I popped out at lunch-time to get some Oil of Olay.

**

My Sydney-based Second Cousin Once Removed, or Phil, as I tend to call him, a compulsive Parkrunner, has made noises about adding the Portobello Parkrun to his list of conquests next year. And he wants me to join him.

In an effort to look like I know what I’m doing, especially as he’s coming all the way from Australia, not to mention having been encouraged back into running by a recent episode on the way to work, which involved me simply sitting down and my belt buckle exploding, I joined the growing crowd in Figgate Park at an unearthly hour on Saturday morning. I found a hi-vis-clad volunteer and confessed this was my first venture into the world of parkrunning. He was very reassuring. And so I set off on the leaves-covered path, three times around Figgate Park and a dash to the finish. I had a feeling I wouldn’t be all that dashing at the finish.

Halfway round the second lap I found myself tucked in behind a female runner. She was wearing a t-shirt with “Speed of Light” printed on the back. I never got to see what was printed on the front, and it was only a little while later that I couldn’t make out what was on the back either, as she receded into the middle distance.
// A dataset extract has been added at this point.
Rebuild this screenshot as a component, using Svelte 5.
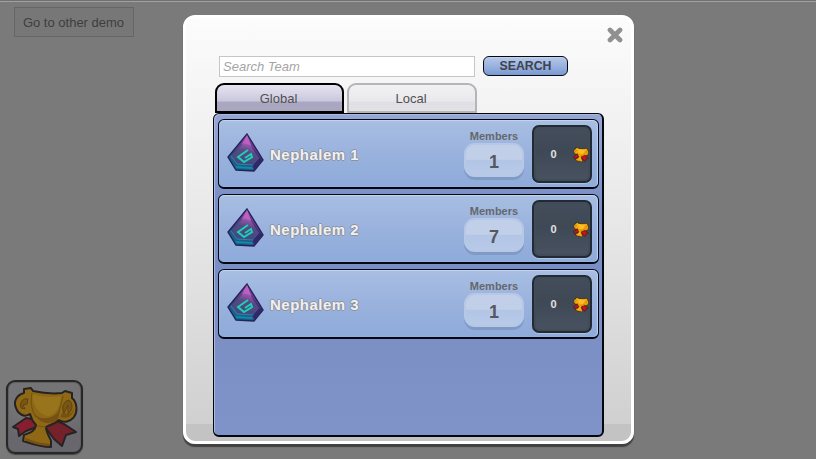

It was around this time that the proper runners started lapping me, calling out unnecessary and unhelpful encouragements as they wound up for a sprint finish.

I struggled on and finished the course in 132nd place, out of a total field of 221, which I consider to be reassuringly mid-table. I was also 10th in my age category, which – to avoid any misunderstanding and confusion – is the 40-49 category. For a few months longer.